I wanted to know what exactly the db/idle times meant. I found the log, and their meaning (db is the :connection_time):

  • :connection_time - The length of time using the connection (if a connection was used)
  • :idle_time - The amount of time the connection was idle before use

If I understand it correctly, then: db is the time using the connection; and idle is the time between a process checking out a connection and starting to use it?

I also wanted to know what the timeout error meant. I found the log, but I’m having a hard time understanding where that timer is started to continue investigating – there’s two :erlang.start_timer/4 calls, but neither uses a 4-tuple message..?

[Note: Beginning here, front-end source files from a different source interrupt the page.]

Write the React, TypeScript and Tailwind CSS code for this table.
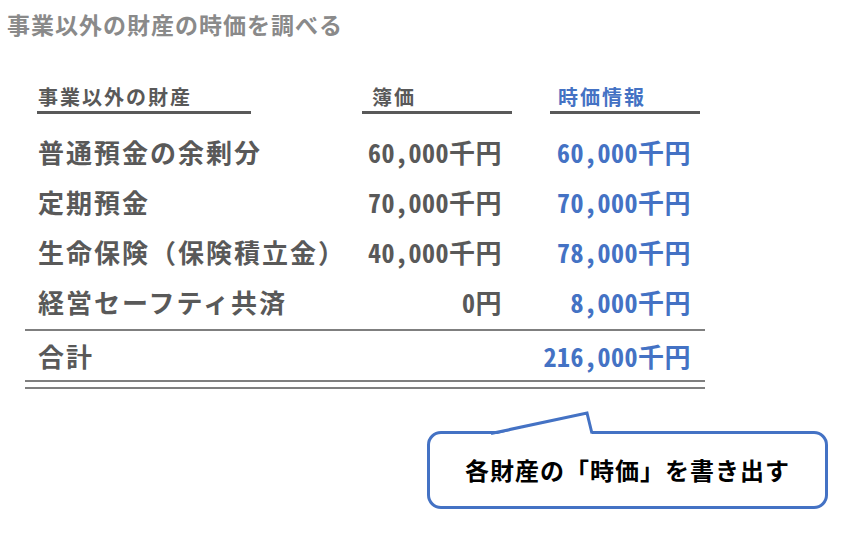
import React from "react";

interface Row {
    label: string;
    book: string;
    market: string;
}

const rows: Row[] = [
    {label: "普通預金の余剰分", book: "60,000千円", market: "60,000千円"},
    {label: "定期預金", book: "70,000千円", market: "70,000千円"},
    {label: "生命保険（保険積立金）", book: "40,000千円", market: "78,000千円"},
    {label: "経営セーフティ共済", book: "0円", market: "8,000千円"},
];

const numCls = "text-right [font-feature-settings:'hwid'] tracking-[0.5px]";

const App = () => {
    return (
        <div className="w-[844px] h-[533px] bg-white overflow-hidden font-['Noto_Sans_CJK_JP',sans-serif] font-bold">
            <div className="h-[48px] flex items-center pl-[7px] text-[23px] tracking-[1px] text-[#8a8a8a]">
                事業以外の財産の時価を調べる
            </div>

            <div className="ml-[25px] w-[680px] mt-[36px] text-[#595959]">
                {/* header */}
                <div className="flex items-end text-[20px] tracking-[2px] leading-[26px]">
                    <div className="ml-[12px] w-[214px] pl-[1px] pb-[1px] border-b-[3px] border-[#595959]">
                        事業以外の財産
                    </div>
                    <div className="ml-[111px] w-[150px] pl-[10px] pb-[1px] border-b-[3px] border-[#595959]">
                        簿価
                    </div>
                    <div className="ml-[38px] w-[150px] pl-[8px] pb-[1px] border-b-[3px] border-[#595959] text-[#4472c4]">
                        時価情報
                    </div>
                </div>

                {/* body */}
                <div className="mt-[12px] text-[26px]">
                    {rows.map((row) => (
                        <div key={row.label} className="h-[50px] flex items-center pl-[13px] pr-[14px]">
                            <div className="flex-1 tracking-[2px]">{row.label}</div>
                            <div className={`w-[150px] ${numCls}`}>{row.book}</div>
                            <div className={`w-[189px] text-[#4472c4] ${numCls}`}>{row.market}</div>
                        </div>
                    ))}
                    <div className="mt-[3px] h-[2px] bg-[#7f7f7f]"/>
                    <div className="h-[49px] flex items-center pl-[13px] pr-[14px]">
                        <div className="flex-1 tracking-[2px]">合計</div>
                        <div className={`text-[#4472c4] ${numCls}`}>216,000千円</div>
                    </div>
                    <div className="h-[2px] bg-[#7f7f7f]"/>
                    <div className="mt-[5px] h-[2px] bg-[#7f7f7f]"/>
                </div>
            </div>

            {/* callout */}
            <div className="relative ml-[427px] mt-[42px] w-[401px] h-[78px] border-[3px] border-[#4472c4] rounded-[14px] flex items-center justify-center text-[24px] tracking-[1px] text-black">
                <svg className="absolute left-[-3px] top-[-29px]" width="200" height="34" viewBox="0 0 200 34">
                    <polygon points="66,30 160,8 165,30" fill="#ffffff"/>
                    <polyline points="64,28.5 160,8 165,28.5" fill="none" stroke="#4472c4" strokeWidth="3"
                              strokeLinejoin="miter"/>
                </svg>
                各財産の「時価」を書き出す
            </div>
        </div>
    );
};

export default App;
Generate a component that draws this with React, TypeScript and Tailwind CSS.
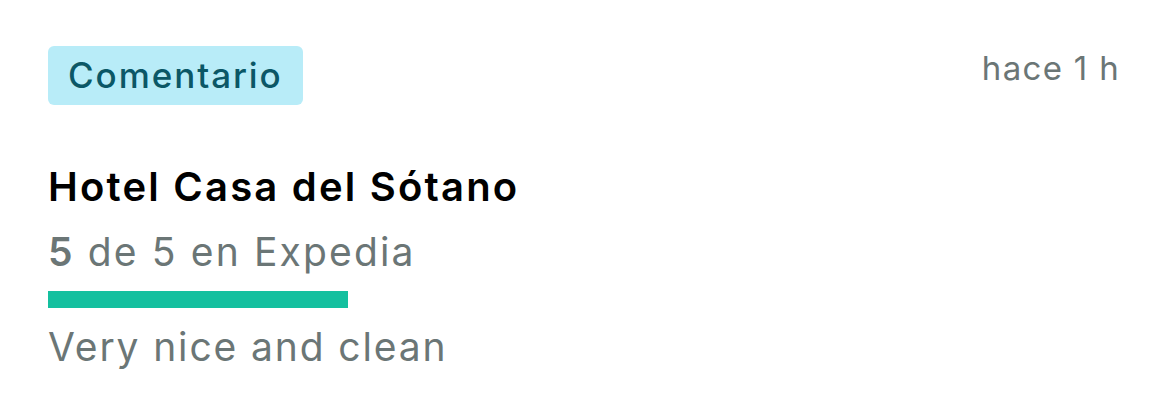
export default function App() {
  return (
    <div className="w-[1170px] h-[413px] bg-white font-['Inter',sans-serif] px-12 pt-[46px]">
      <div className="flex items-start justify-between">
        <span className="rounded-md bg-[#b8ecf8] px-5 h-[59px] flex items-center text-[35px] leading-none font-medium text-[#0b5766] tracking-[0.055em]">
          Comentario
        </span>
        <span className="mt-[6px] mr-[2px] text-[33px] leading-none text-[#6b7676] tracking-[0.04em]">hace 1 h</span>
      </div>
      <div className="mt-[58px] text-[40px] leading-[48px] font-semibold text-black tracking-[0.055em]">
        Hotel Casa del Sótano
      </div>
      <div className="mt-[17px] text-[39px] leading-[48px] text-[#6b7676] tracking-[0.055em]">
        <span className="font-semibold">5</span> de 5 en Expedia
      </div>
      <div className="mt-[15px] h-[17px] w-[300px] bg-[#14c09f]" />
      <div className="mt-[15px] text-[39px] leading-[48px] text-[#6b7676] tracking-[0.048em]">
        Very nice and clean
      </div>
    </div>
  );
}
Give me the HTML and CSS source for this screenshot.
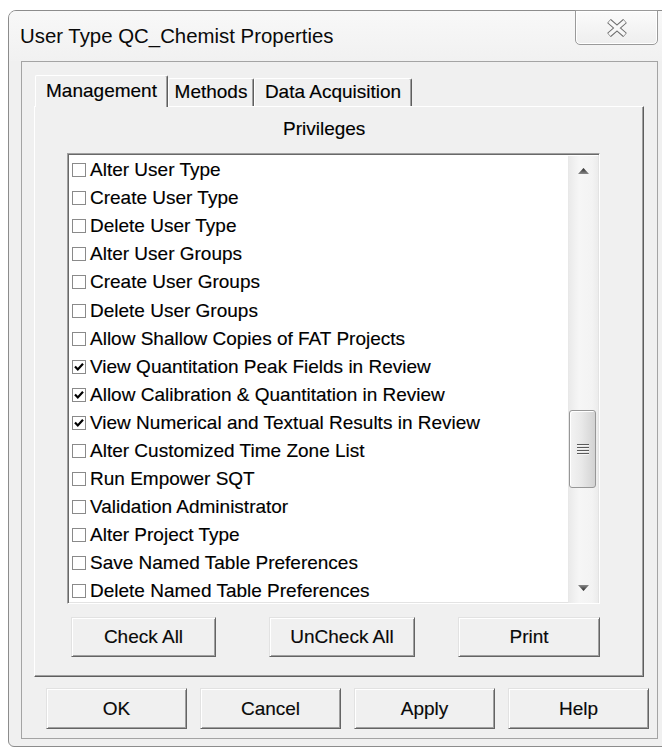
FILE: index.html
```html
<!DOCTYPE html>
<html lang="en">
<head>
<meta charset="utf-8">
<title>User Type QC_Chemist Properties</title>
<link rel="stylesheet" href="styles.css">
</head>
<body>
<div class="window">
  <div class="titlebar">
    <div class="title">User Type QC_Chemist Properties</div>
    <div class="close" aria-label="Close">
      <svg width="22" height="18" viewBox="0 0 22 18">
        <g stroke-linecap="butt">
          <path d="M3 2 L19 16 M19 2 L3 16" stroke="#6c6c6c" stroke-width="5.6"/>
          <path d="M3.3 2.4 L18.7 15.6 M18.7 2.4 L3.3 15.6" stroke="#f7f7f7" stroke-width="3.4"/>
        </g>
      </svg>
    </div>
  </div>

  <div class="client">
    <div class="tabs">
      <div class="tab tab-active tab-management">Management</div>
      <div class="tab tab-methods">Methods</div>
      <div class="tab tab-acq">Data Acquisition</div>
    </div>

    <div class="page">
      <div class="group-label">Privileges</div>

      <div class="listbox">
        <div class="items">
          <div class="item"><span class="box"></span>Alter User Type</div>
          <div class="item"><span class="box"></span>Create User Type</div>
          <div class="item"><span class="box"></span>Delete User Type</div>
          <div class="item"><span class="box"></span>Alter User Groups</div>
          <div class="item"><span class="box"></span>Create User Groups</div>
          <div class="item"><span class="box"></span>Delete User Groups</div>
          <div class="item"><span class="box"></span>Allow Shallow Copies of FAT Projects</div>
          <div class="item"><span class="box"><svg class="tick" width="12" height="12" viewBox="0 0 12 12"><path d="M2 5.5 L4.8 8.5 L10 2.8" fill="none" stroke="#000" stroke-width="2.2"/></svg></span>View Quantitation Peak Fields in Review</div>
          <div class="item"><span class="box"><svg class="tick" width="12" height="12" viewBox="0 0 12 12"><path d="M2 5.5 L4.8 8.5 L10 2.8" fill="none" stroke="#000" stroke-width="2.2"/></svg></span>Allow Calibration &amp; Quantitation in Review</div>
          <div class="item"><span class="box"><svg class="tick" width="12" height="12" viewBox="0 0 12 12"><path d="M2 5.5 L4.8 8.5 L10 2.8" fill="none" stroke="#000" stroke-width="2.2"/></svg></span>View Numerical and Textual Results in Review</div>
          <div class="item"><span class="box"></span>Alter Customized Time Zone List</div>
          <div class="item"><span class="box"></span>Run Empower SQT</div>
          <div class="item"><span class="box"></span>Validation Administrator</div>
          <div class="item"><span class="box"></span>Alter Project Type</div>
          <div class="item"><span class="box"></span>Save Named Table Preferences</div>
          <div class="item"><span class="box"></span>Delete Named Table Preferences</div>
        </div>

        <div class="scrollbar">
          <div class="sb-arrow">
            <svg width="11" height="6" viewBox="0 0 11 6"><defs><linearGradient id="up" x1="0" y1="0" x2="0" y2="1"><stop offset="0" stop-color="#2a2a2a"/><stop offset="1" stop-color="#8a8a8a"/></linearGradient></defs><polygon points="5.5,0 11,6 0,6" fill="url(#up)"/></svg>
          </div>
          <div class="sb-before"></div>
          <div class="sb-thumb">
            <span class="grip"></span><span class="grip"></span><span class="grip"></span><span class="grip"></span>
          </div>
          <div class="sb-after"></div>
          <div class="sb-arrow">
            <svg width="11" height="6" viewBox="0 0 11 6"><defs><linearGradient id="dn" x1="0" y1="0" x2="0" y2="1"><stop offset="0" stop-color="#8a8a8a"/><stop offset="1" stop-color="#2a2a2a"/></linearGradient></defs><polygon points="0,0 11,0 5.5,6" fill="url(#dn)"/></svg>
          </div>
        </div>
      </div>

      <div class="page-buttons">
        <button class="btn btn-check">Check All</button>
        <button class="btn btn-uncheck">UnCheck All</button>
        <button class="btn btn-print">Print</button>
      </div>
    </div>

    <div class="dialog-buttons">
      <button class="btn btn-dlg">OK</button>
      <button class="btn btn-dlg">Cancel</button>
      <button class="btn btn-dlg">Apply</button>
      <button class="btn btn-dlg">Help</button>
    </div>
  </div>
</div>
</body>
</html>
```

FILE: styles.css
```css
* {
  box-sizing: border-box;
}

html,
body {
  margin: 0;
}

body {
  width: 662px;
  height: 748px;
  overflow: hidden;
  background: #ffffff;
  font-family: "Liberation Sans", Arial, sans-serif;
  color: #000;
}

/* outer window frame */
.window {
  margin: 10px 0 0 8px;
  width: 664px;
  height: 737px;
  border: 1px solid #8c8c8c;
  border-radius: 8px 8px 0 6px;
  background: #f0f0f0;
  display: flex;
  flex-direction: column;
}

.titlebar {
  height: 50px;
  display: flex;
  align-items: flex-start;
  background: linear-gradient(#f8f8f8, #f1f1f1);
  border-radius: 7px 7px 0 0;
}

.title {
  flex: 0 0 566px;
  padding: 13px 0 0 11px;
  font-size: 20.4px;
  line-height: 24px;
  color: #0a0a0a;
}

.close {
  margin-top: -1px;
  width: 83px;
  height: 35px;
  border: 1px solid #9a9a9a;
  border-radius: 0 0 5px 5px;
  background: linear-gradient(#fbfbfb, #eeeeee);
  box-shadow: inset 0 0 0 1px #ffffff;
  display: flex;
  align-items: center;
  justify-content: center;
}

.close svg {
  display: block;
}

/* dialog client area */
.client {
  margin-left: 12px;
  width: 637px;
  height: 678px;
  border: 1px solid #a4a4a4;
  background: #f0f0f0;
  display: flex;
  flex-direction: column;
}

/* tab strip */
.tabs {
  display: flex;
  align-items: flex-end;
  height: 31px;
  margin: 13px 0 0 13px;
  position: relative;
  z-index: 1;
}

.tab {
  height: 28px;
  font-size: 19px;
  line-height: 26px;
  text-align: center;
  background: #f0f0f0;
  border-top: 1px solid #ffffff;
  border-left: 1px solid #ffffff;
  border-right: 1px solid #5e5e5e;
  border-radius: 2px 2px 0 0;
  box-shadow: inset -1px 0 #a0a0a0;
  -webkit-text-stroke: 0.15px #000;
}

.tab-active {
  height: 32px;
  margin-bottom: -1px;
  line-height: 30px;
}

.tab-management {
  width: 133px;
}

.tab-methods {
  width: 86px;
}

.tab-acq {
  width: 158px;
}

/* tab page */
.page {
  margin-left: 12px;
  width: 610px;
  height: 571px;
  border: 1px solid;
  border-color: #ffffff #5e5e5e #5e5e5e #ffffff;
  box-shadow: inset -1px -1px #a0a0a0;
  display: flex;
  flex-direction: column;
}

.group-label {
  margin: 11px 0 0 248px;
  font-size: 19px;
  line-height: 22px;
  -webkit-text-stroke: 0.15px #000;
}

/* privileges list */
.listbox {
  margin: 13px 0 0 32px;
  width: 533px;
  height: 451px;
  border: 1px solid;
  border-color: #a0a0a0 #ffffff #ffffff #a0a0a0;
  box-shadow: inset 1px 1px #696969, inset -1px -1px #e3e3e3;
  background: #ffffff;
  display: flex;
  padding: 1px 1px 0 1px;
}

.items {
  flex: 1;
  overflow: hidden;
  padding-top: 1px;
}

.item {
  height: 28.1px;
  display: flex;
  align-items: center;
  padding-left: 3px;
  font-size: 19px;
  white-space: nowrap;
  -webkit-text-stroke: 0.15px #000;
}

.box {
  flex: 0 0 14px;
  width: 14px;
  height: 14px;
  margin-right: 4px;
  border: 1px solid #8a8a8a;
  background: #ffffff;
  display: flex;
  align-items: center;
  justify-content: center;
}

.tick {
  display: block;
}

/* vertical scrollbar */
.scrollbar {
  flex: 0 0 30px;
  display: flex;
  flex-direction: column;
  margin-top: 1px;
  border-left: 1px solid #e8e8e8;
  background: linear-gradient(90deg, #eaeaea, #f6f6f6 35%, #f3f3f3 80%, #ececec);
}

.sb-arrow {
  height: 30px;
  display: flex;
  align-items: center;
  justify-content: center;
}

.sb-arrow svg {
  display: block;
}

.sb-before {
  height: 224px;
}

.sb-thumb {
  height: 78px;
  width: 27px;
  border: 1px solid #979797;
  border-radius: 3px;
  background: linear-gradient(90deg, #f3f3f3, #e9e9e9 45%, #d9d9d9 85%, #d2d2d2);
  box-shadow: inset 1px 1px #ffffff;
  display: flex;
  flex-direction: column;
  align-items: center;
  justify-content: center;
  gap: 1px;
}

.grip {
  width: 12px;
  height: 2px;
  border-top: 1px solid #5a5a5a;
  border-bottom: 1px solid #f4f4f4;
}

.sb-after {
  flex: 1;
}

/* push buttons */
.btn {
  font-family: "Liberation Sans", Arial, sans-serif;
  font-size: 19px;
  color: #0a0a0a;
  background: #f0f0f0;
  border: 1px solid;
  border-color: #e2e2e2 #646464 #646464 #e2e2e2;
  box-shadow: inset 1px 1px #ffffff, inset -1px -1px #a0a0a0;
  padding: 0;
  margin: 0;
  -webkit-text-stroke: 0.15px #000;
}

.page-buttons {
  display: flex;
  margin: 13px 0 0 36px;
}

.btn-check {
  width: 145px;
  height: 40px;
}

.btn-uncheck {
  width: 146px;
  height: 40px;
  margin: 0 43px 0 53px;
}

.btn-print {
  width: 142px;
  height: 40px;
}

.dialog-buttons {
  display: flex;
  gap: 13px;
  margin: 11px 0 0 24px;
}

.btn-dlg {
  width: 141px;
  height: 41px;
}
```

TLDR: The questions I’m left with:

  1. Which time(s) count(s) for the timeout error? All of them? Only db? This could explain why the second DB call doesn’t timeout; and actually further experiments point in this direction: with timeout: 10 both calls show the error log.
  2. What influences the idle time? Is it even worrying? (maybe not if only db time counts for the timeout?)
  3. Why is the timeout error logged if no error is raised? Is there any scenario where the error is raised (and thus the calling process dies if it doesn’t catch)?
  4. If these timeout errors are worrying, how can I prevent them from happening (other than setting a higher :timeout)?
  5. Do people using other DBs (e.g. PostgreSQL) have similar experiences? Or is this mostly only applicable/common on SQLite?

Thanks a lot in advance!

2 Likes

The current exqlite implementation cannot stop queries. See Replace DirtyNIF execution model with a different mechanism · Issue #192 · elixir-sqlite/exqlite · GitHub

This is for judging how busy your pool of connections is. Problematic are small idle values, not large ones.

4 Likes

I ran into similar issues recently. A lot depends on your SQLite configuration - could you share yours?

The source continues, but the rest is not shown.